My take: personally, I'm already a senior, working with AI and far from satisfied with its lacking code quality. As a senior, I'd probably learn to code as a hobby, contribute to open source or create other kinds of non profit projects, while working other jobs in the meantime. That's exactly what I used to do for several years when I was young by the way. Whatever is your take, good luck and don't believe the hype.
AI isn’t killing devs; it’s killing shallow dev skills. If your value was boilerplate, you’re replaceable. If you can reason, design, and judge code quality, you’re fine. The real crisis is the broken junior pipeline, not mass senior unemployment. Adapt fast or fall behind.
I use AI on daily basis and it is ultimately helping me being better developer. But I still think many "predictions" are exaggerated and will turn inaccurate. People like to hear doomsaying. It sells better than sober-minded analysis.
I have recently read an interesting question: If AI generates so much new code so quickly and it is so helping devs shipping faster, where is the spike in the new software being delivered? Did you noticed any when you think about it now?
The effect of AI seems to shift us from writing the code to understanding it and moreover - understanding what are we doing and why. And this is a good thing. I am somewhat afraid of the future, because the economy struggles and war is knocking on our eastern door (I live in Czechia). But I am not afraid about the future of programming and my carreer.

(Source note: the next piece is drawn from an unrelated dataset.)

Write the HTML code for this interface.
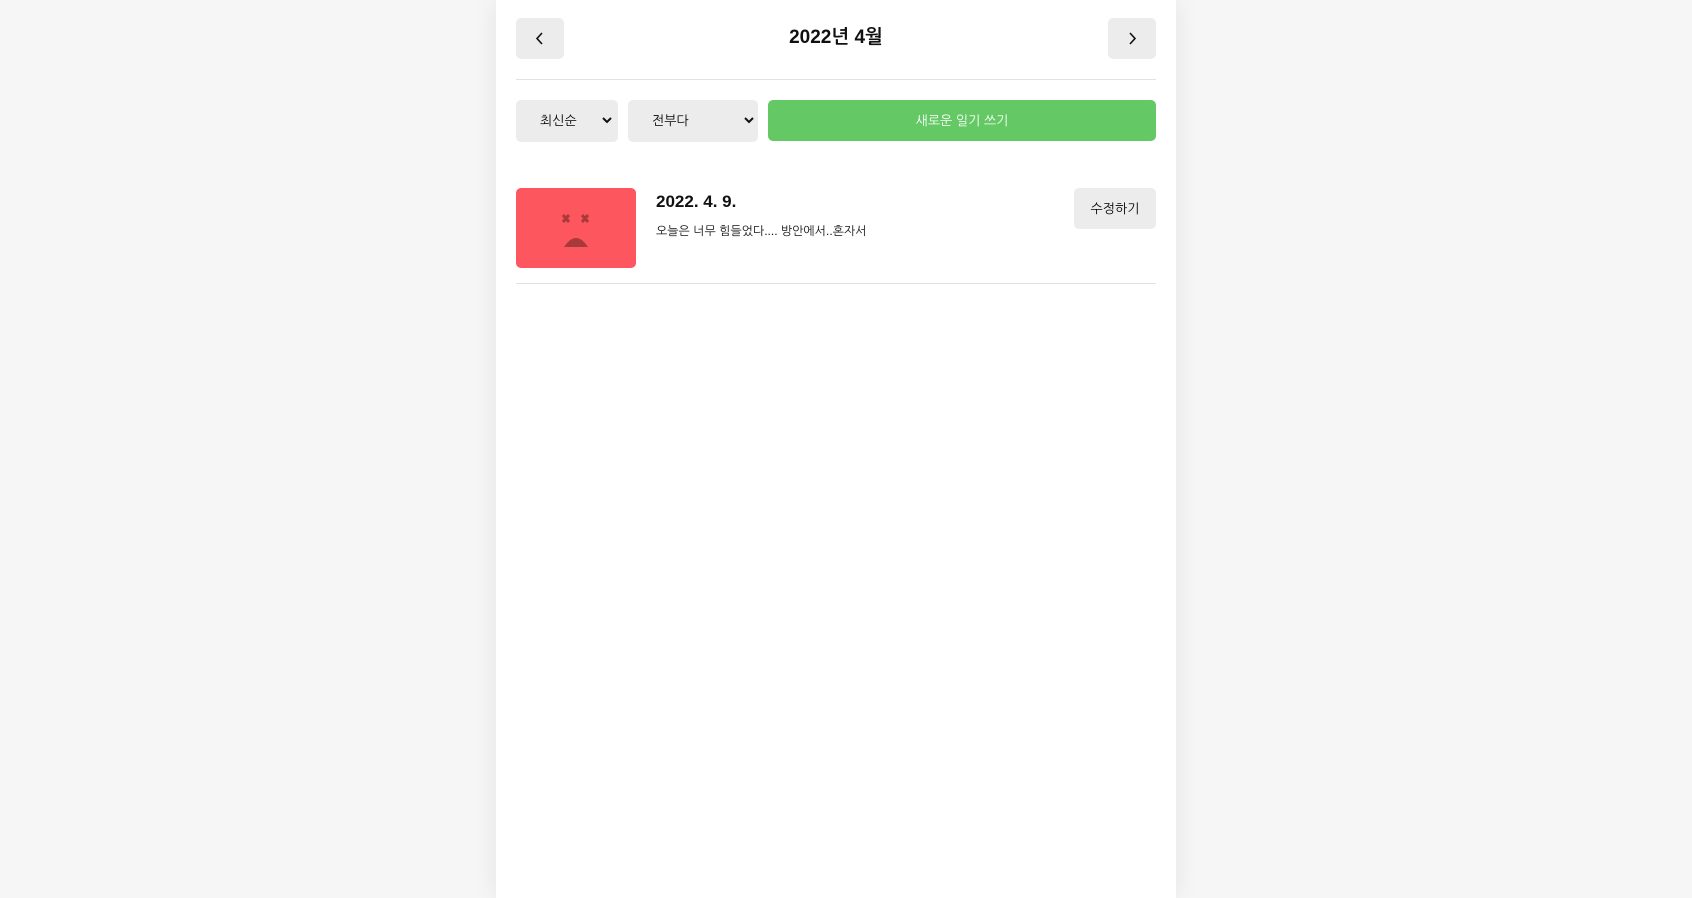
<!DOCTYPE html>
<html><head><meta charset="utf-8"><style>
body{margin:0;background:#f6f6f6;font-family:"Liberation Sans","NanumGothic","Noto Sans CJK KR",sans-serif;}
.c{position:absolute;left:496px;top:0;width:680px;height:898px;background:#fff;box-shadow:0 0 24px rgba(0,0,0,0.08);}
.a{position:absolute;}
.btn{background:#ececec;border-radius:5px;}
</style></head><body>
<div class="c">
 <div class="a btn" style="left:20px;top:18px;width:48px;height:41px"><svg width="48" height="41"><path d="M26 15l-5 5.5 5 5.5" stroke="#111" stroke-width="1.6" fill="none"/></svg></div>
 <div class="a" style="left:0;width:680px;top:27px;text-align:center;font-size:19px;font-weight:bold;color:#111">2022년 4월</div>
 <div class="a btn" style="left:612px;top:18px;width:48px;height:41px"><svg width="48" height="41"><path d="M22 15l5 5.5-5 5.5" stroke="#111" stroke-width="1.6" fill="none"/></svg></div>
 <div class="a" style="left:20px;top:79px;width:640px;height:1px;background:#e2e2e2"></div>
 <div class="a btn" style="left:20px;top:100px;width:102px;height:42px;font-size:13px;line-height:42px"><span style="margin-left:24px">최신순</span><svg class="a" style="right:6px;top:17px" width="10" height="8"><path d="M1 1l4 4 4-4" stroke="#111" stroke-width="2" fill="none"/></svg></div>
 <div class="a btn" style="left:132px;top:100px;width:130px;height:42px;font-size:13px;line-height:42px"><span style="margin-left:24px">전부다</span><svg class="a" style="right:4px;top:17px" width="10" height="8"><path d="M1 1l4 4 4-4" stroke="#111" stroke-width="2" fill="none"/></svg></div>
 <div class="a" style="left:272px;top:100px;width:388px;height:41px;background:#64c964;border-radius:5px;color:#fff;font-size:13px;line-height:41px;text-align:center">새로운 일기 쓰기</div>
 <div class="a" style="left:20px;top:188px;width:120px;height:80px;background:#fd565f;border-radius:5px">
  <svg width="120" height="80"><g stroke="#a83a3a" stroke-width="3"><path d="M47 27l6 7M53 27l-6 7M66 27l6 7M72 27l-6 7"/></g><path d="M48 59q12-18 24 0z" fill="#a83a3a"/></svg>
 </div>
 <div class="a" style="left:160px;top:192px;font-size:17px;font-weight:bold;color:#111">2022. 4. 9.</div>
 <div class="a" style="left:160px;top:224px;font-size:12px;color:#111">오늘은 너무 힘들었다.... 방안에서..혼자서</div>
 <div class="a btn" style="left:578px;top:188px;width:82px;height:41px;font-size:13px;line-height:41px;text-align:center">수정하기</div>
 <div class="a" style="left:20px;top:283px;width:640px;height:1px;background:#e2e2e2"></div>
</div>
</body></html>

Just yesterday I read an article about the current state of a thing called "vector databases". Have you heard about them? They were predicted to kill traditional database systems because of being so much more clever. Pinecone company got 750 million dollars valuation in 2023... The reality check two years ago - it is not that easy. It was an evolution forward, but not such a radical revolution as once predicted.
And this happens to most of the IT industry buzz-words I had chance to witness in the past decade I am part of the show. "Agile", "cloud", "DevOps", you name it... All of those brought significant leap forward, but also accompanied with a number of steps sideways, none was an ultimate solution and all introduced new problems and challenges to tackle.